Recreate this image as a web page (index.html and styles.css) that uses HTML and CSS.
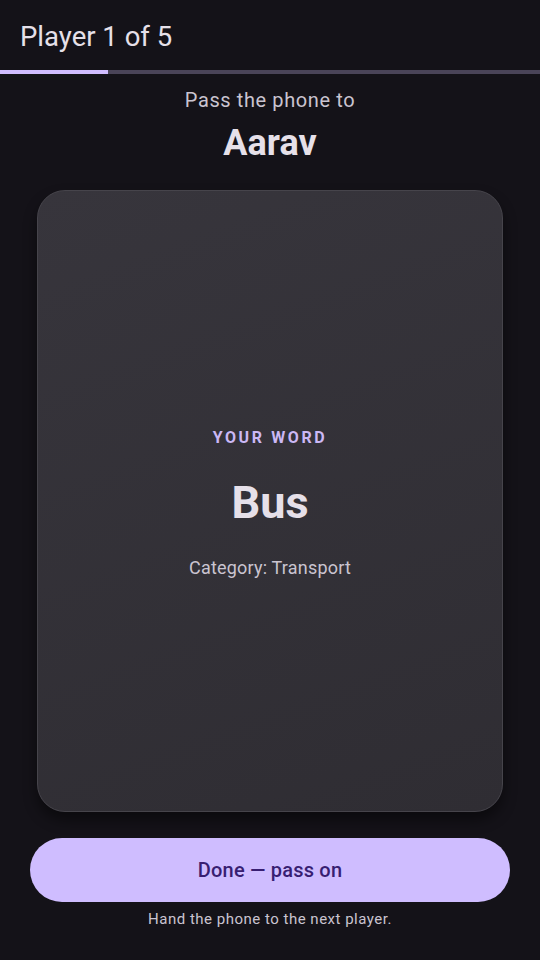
FILE: index.html
```html
<!DOCTYPE html>
<html>
<head>
<meta charset="utf-8">
<link rel="stylesheet" href="styles.css">
</head>
<body>
<div class="screen">
  <header class="appbar">
    <h1 class="title">Player 1 of 5</h1>
  </header>
  <div class="progress"><div class="progress-fill" style="width:20%"></div></div>
  <main class="content">
    <p class="pass">Pass the phone to</p>
    <h2 class="name">Aarav</h2>
    <section class="card">
      <div class="label">YOUR WORD</div>
      <div class="word">Bus</div>
      <div class="category">Category: Transport</div>
    </section>
    <button class="done">Done — pass on</button>
    <p class="hint">Hand the phone to the next player.</p>
  </main>
</div>
</body>
</html>
```
FILE: styles.css
```css
* { box-sizing: border-box; }
html, body { margin: 0; padding: 0; background: #141218; }
body { font-family: Roboto, "Noto Sans", sans-serif; color: #E6E0E9; }
.screen { width: 540px; height: 960px; display: flex; flex-direction: column; }
.appbar { height: 70px; display: flex; align-items: center; padding: 3px 20px 0; }
.title { margin: 0; font-size: 27.5px; font-weight: 400; color: #E6E0E9; line-height: 34px; }
.progress { height: 4px; background: #4A4458; }
.progress-fill { height: 100%; background: #D0BCFF; }
.content { flex: 1; display: flex; flex-direction: column; align-items: stretch; padding: 13px 30px 32px; }
.pass { margin: 0; text-align: center; font-size: 20px; line-height: 26px; color: #CAC4D0; letter-spacing: 0.6px; }
.name { margin: 8px 0 0; text-align: center; font-size: 36px; line-height: 44px; font-weight: 700; color: #E6E0E9; }
.card { flex: 1; margin: 25px 7px 0; border-radius: 28px; border: 1px solid #46444B;
  background: linear-gradient(160deg, #37353C 0%, #2F2D33 100%);
  box-shadow: 0 8px 14px rgba(0,0,0,0.45);
  display: flex; flex-direction: column; align-items: center; justify-content: center; }
.label { font-size: 16px; line-height: 20px; font-weight: 700; letter-spacing: 2.6px; color: #CBB8F5; margin-top: 5px; }
.word { margin-top: 27px; font-size: 45px; line-height: 56px; font-weight: 700; color: #E6E0E9; }
.category { margin-top: 25px; font-size: 18px; line-height: 24px; color: #CAC4D0; letter-spacing: 0.2px; }
.done { margin-top: 26px; height: 64px; border: none; border-radius: 32px; background: #CFBDFF;
  font-family: Roboto, "Noto Sans", sans-serif; font-size: 20px; font-weight: 500; color: #381E72; letter-spacing: 0.2px; }
.hint { margin: 8px 0 0; text-align: center; font-size: 15px; line-height: 18px; color: #CAC4D0; letter-spacing: 0.5px; }
```
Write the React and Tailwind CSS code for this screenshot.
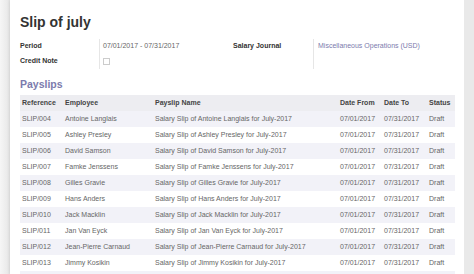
import React from "react";

const rows = [
  ["SLIP/004", "Antoine Langlais"],
  ["SLIP/005", "Ashley Presley"],
  ["SLIP/006", "David Samson"],
  ["SLIP/007", "Famke Jenssens"],
  ["SLIP/008", "Gilles Gravie"],
  ["SLIP/009", "Hans Anders"],
  ["SLIP/010", "Jack Macklin"],
  ["SLIP/011", "Jan Van Eyck"],
  ["SLIP/012", "Jean-Pierre Carnaud"],
  ["SLIP/013", "Jimmy Kosikin"],
];

export default function App() {
  return (
    <div
      className="flex h-[274px] w-[474px] overflow-hidden bg-[#ececec]"
      style={{ fontFamily: '"Liberation Sans", Arial, sans-serif' }}
    >
      <div className="w-[10px] shrink-0 bg-gradient-to-r from-[#f6f6f6] to-[#e6e6e6]" />
      <div className="w-[454px] shrink-0 bg-white pl-[10px] pr-[9px] pt-[12px] shadow-[0_0_3px_rgba(0,0,0,0.15)]">
        <h1 className="text-[14px] font-bold leading-[20px] text-[#333]">Slip of july</h1>
        <div className="mt-[7px] flex text-[7px]">
          <div className="flex w-[213px]">
            <div className="flex w-[79px] flex-col font-bold text-[#333]">
              <div className="flex h-[15px] items-center">Period</div>
              <div className="flex h-[15px] items-center">Credit Note</div>
            </div>
            <div className="flex flex-col border-l border-[#e6e6e6] pl-[3px] text-[#666]">
              <div className="flex h-[15px] items-center">07/01/2017 - 07/31/2017</div>
              <div className="flex h-[15px] items-center">
                <div className="h-[7px] w-[7px] border border-[#ccc] bg-white" />
              </div>
            </div>
          </div>
          <div className="flex">
            <div className="flex w-[80px] flex-col font-bold text-[#333]">
              <div className="flex h-[15px] items-center">Salary Journal</div>
            </div>
            <div className="flex flex-col border-l border-[#e6e6e6] pl-[4px] text-[#7c7bad]">
              <div className="flex h-[15px] items-center">Miscellaneous Operations (USD)</div>
              <div className="h-[15px]" />
            </div>
          </div>
        </div>
        <h2 className="mt-[8px] text-[10.5px] font-bold leading-[14px] text-[#7c7bad]">Payslips</h2>
        <table className="mt-[4px] w-[435px] table-fixed border-collapse text-[7px] text-[#666]">
          <colgroup>
            <col className="w-[45px]" />
            <col className="w-[90px]" />
            <col className="w-[185px]" />
            <col className="w-[44px]" />
            <col className="w-[45px]" />
            <col className="w-[26px]" />
          </colgroup>
          <thead>
            <tr className="h-[16px] bg-[#ededf1] text-left font-bold text-[#444]">
              <th className="pl-[2px]">Reference</th>
              <th>Employee</th>
              <th>Payslip Name</th>
              <th>Date From</th>
              <th>Date To</th>
              <th>Status</th>
            </tr>
          </thead>
          <tbody>
            {rows.map(([ref, name], i) => (
              <tr key={ref} className={i % 2 === 0 ? "h-[16px] bg-[#f2f2f8]" : "h-[16px] bg-white"}>
                <td className="pl-[2px]">{ref}</td>
                <td>{name}</td>
                <td>Salary Slip of {name} for July-2017</td>
                <td>07/01/2017</td>
                <td>07/31/2017</td>
                <td>Draft</td>
              </tr>
            ))}
            <tr className="h-[16px] bg-[#f2f2f8]">
              <td colSpan={6} />
            </tr>
          </tbody>
        </table>
      </div>
      <div className="flex-1 bg-[#e9e9e9]" />
    </div>
  );
}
..........
## Given request
Repeat each entry precisely as it appears. Leave the pictures out.

## Output
Recreate this image as a web page (index.html and styles.css) that uses HTML and CSS.
FILE: index.html
```html
<!DOCTYPE html>
<html>
<head>
<meta charset="utf-8">
<link rel="stylesheet" href="styles.css">
</head>
<body>
<div class="screen">
  <header class="appbar">
    <h1 class="title">Player 1 of 5</h1>
  </header>
  <div class="progress"><div class="progress-fill" style="width:20%"></div></div>
  <main class="content">
    <p class="pass">Pass the phone to</p>
    <h2 class="name">Aarav</h2>
    <section class="card">
      <div class="label">YOUR WORD</div>
      <div class="word">Bus</div>
      <div class="category">Category: Transport</div>
    </section>
    <button class="done">Done — pass on</button>
    <p class="hint">Hand the phone to the next player.</p>
  </main>
</div>
</body>
</html>
```
FILE: styles.css
```css
* { box-sizing: border-box; }
html, body { margin: 0; padding: 0; background: #141218; }
body { font-family: Roboto, "Noto Sans", sans-serif; color: #E6E0E9; }
.screen { width: 540px; height: 960px; display: flex; flex-direction: column; }
.appbar { height: 70px; display: flex; align-items: center; padding: 3px 20px 0; }
.title { margin: 0; font-size: 27.5px; font-weight: 400; color: #E6E0E9; line-height: 34px; }
.progress { height: 4px; background: #4A4458; }
.progress-fill { height: 100%; background: #D0BCFF; }
.content { flex: 1; display: flex; flex-direction: column; align-items: stretch; padding: 13px 30px 32px; }
.pass { margin: 0; text-align: center; font-size: 20px; line-height: 26px; color: #CAC4D0; letter-spacing: 0.6px; }
.name { margin: 8px 0 0; text-align: center; font-size: 36px; line-height: 44px; font-weight: 700; color: #E6E0E9; }
.card { flex: 1; margin: 25px 7px 0; border-radius: 28px; border: 1px solid #46444B;
  background: linear-gradient(160deg, #37353C 0%, #2F2D33 100%);
  box-shadow: 0 8px 14px rgba(0,0,0,0.45);
  display: flex; flex-direction: column; align-items: center; justify-content: center; }
.label { font-size: 16px; line-height: 20px; font-weight: 700; letter-spacing: 2.6px; color: #CBB8F5; margin-top: 5px; }
.word { margin-top: 27px; font-size: 45px; line-height: 56px; font-weight: 700; color: #E6E0E9; }
.category { margin-top: 25px; font-size: 18px; line-height: 24px; color: #CAC4D0; letter-spacing: 0.2px; }
.done { margin-top: 26px; height: 64px; border: none; border-radius: 32px; background: #CFBDFF;
  font-family: Roboto, "Noto Sans", sans-serif; font-size: 20px; font-weight: 500; color: #381E72; letter-spacing: 0.2px; }
.hint { margin: 8px 0 0; text-align: center; font-size: 15px; line-height: 18px; color: #CAC4D0; letter-spacing: 0.5px; }
```
Write the React and Tailwind CSS code for this screenshot.
import React from "react";

const rows = [
  ["SLIP/004", "Antoine Langlais"],
  ["SLIP/005", "Ashley Presley"],
  ["SLIP/006", "David Samson"],
  ["SLIP/007", "Famke Jenssens"],
  ["SLIP/008", "Gilles Gravie"],
  ["SLIP/009", "Hans Anders"],
  ["SLIP/010", "Jack Macklin"],
  ["SLIP/011", "Jan Van Eyck"],
  ["SLIP/012", "Jean-Pierre Carnaud"],
  ["SLIP/013", "Jimmy Kosikin"],
];

export default function App() {
  return (
    <div
      className="flex h-[274px] w-[474px] overflow-hidden bg-[#ececec]"
      style={{ fontFamily: '"Liberation Sans", Arial, sans-serif' }}
    >
      <div className="w-[10px] shrink-0 bg-gradient-to-r from-[#f6f6f6] to-[#e6e6e6]" />
      <div className="w-[454px] shrink-0 bg-white pl-[10px] pr-[9px] pt-[12px] shadow-[0_0_3px_rgba(0,0,0,0.15)]">
        <h1 className="text-[14px] font-bold leading-[20px] text-[#333]">Slip of july</h1>
        <div className="mt-[7px] flex text-[7px]">
          <div className="flex w-[213px]">
            <div className="flex w-[79px] flex-col font-bold text-[#333]">
              <div className="flex h-[15px] items-center">Period</div>
              <div className="flex h-[15px] items-center">Credit Note</div>
            </div>
            <div className="flex flex-col border-l border-[#e6e6e6] pl-[3px] text-[#666]">
              <div className="flex h-[15px] items-center">07/01/2017 - 07/31/2017</div>
              <div className="flex h-[15px] items-center">
                <div className="h-[7px] w-[7px] border border-[#ccc] bg-white" />
              </div>
            </div>
          </div>
          <div className="flex">
            <div className="flex w-[80px] flex-col font-bold text-[#333]">
              <div className="flex h-[15px] items-center">Salary Journal</div>
            </div>
            <div className="flex flex-col border-l border-[#e6e6e6] pl-[4px] text-[#7c7bad]">
              <div className="flex h-[15px] items-center">Miscellaneous Operations (USD)</div>
              <div className="h-[15px]" />
            </div>
          </div>
        </div>
        <h2 className="mt-[8px] text-[10.5px] font-bold leading-[14px] text-[#7c7bad]">Payslips</h2>
        <table className="mt-[4px] w-[435px] table-fixed border-collapse text-[7px] text-[#666]">
          <colgroup>
            <col className="w-[45px]" />
            <col className="w-[90px]" />
            <col className="w-[185px]" />
            <col className="w-[44px]" />
            <col className="w-[45px]" />
            <col className="w-[26px]" />
          </colgroup>
          <thead>
            <tr className="h-[16px] bg-[#ededf1] text-left font-bold text-[#444]">
              <th className="pl-[2px]">Reference</th>
              <th>Employee</th>
              <th>Payslip Name</th>
              <th>Date From</th>
              <th>Date To</th>
              <th>Status</th>
            </tr>
          </thead>
          <tbody>
            {rows.map(([ref, name], i) => (
              <tr key={ref} className={i % 2 === 0 ? "h-[16px] bg-[#f2f2f8]" : "h-[16px] bg-white"}>
                <td className="pl-[2px]">{ref}</td>
                <td>{name}</td>
                <td>Salary Slip of {name} for July-2017</td>
                <td>07/01/2017</td>
                <td>07/31/2017</td>
                <td>Draft</td>
              </tr>
            ))}
            <tr className="h-[16px] bg-[#f2f2f8]">
              <td colSpan={6} />
            </tr>
          </tbody>
        </table>
      </div>
      <div className="flex-1 bg-[#e9e9e9]" />
    </div>
  );
}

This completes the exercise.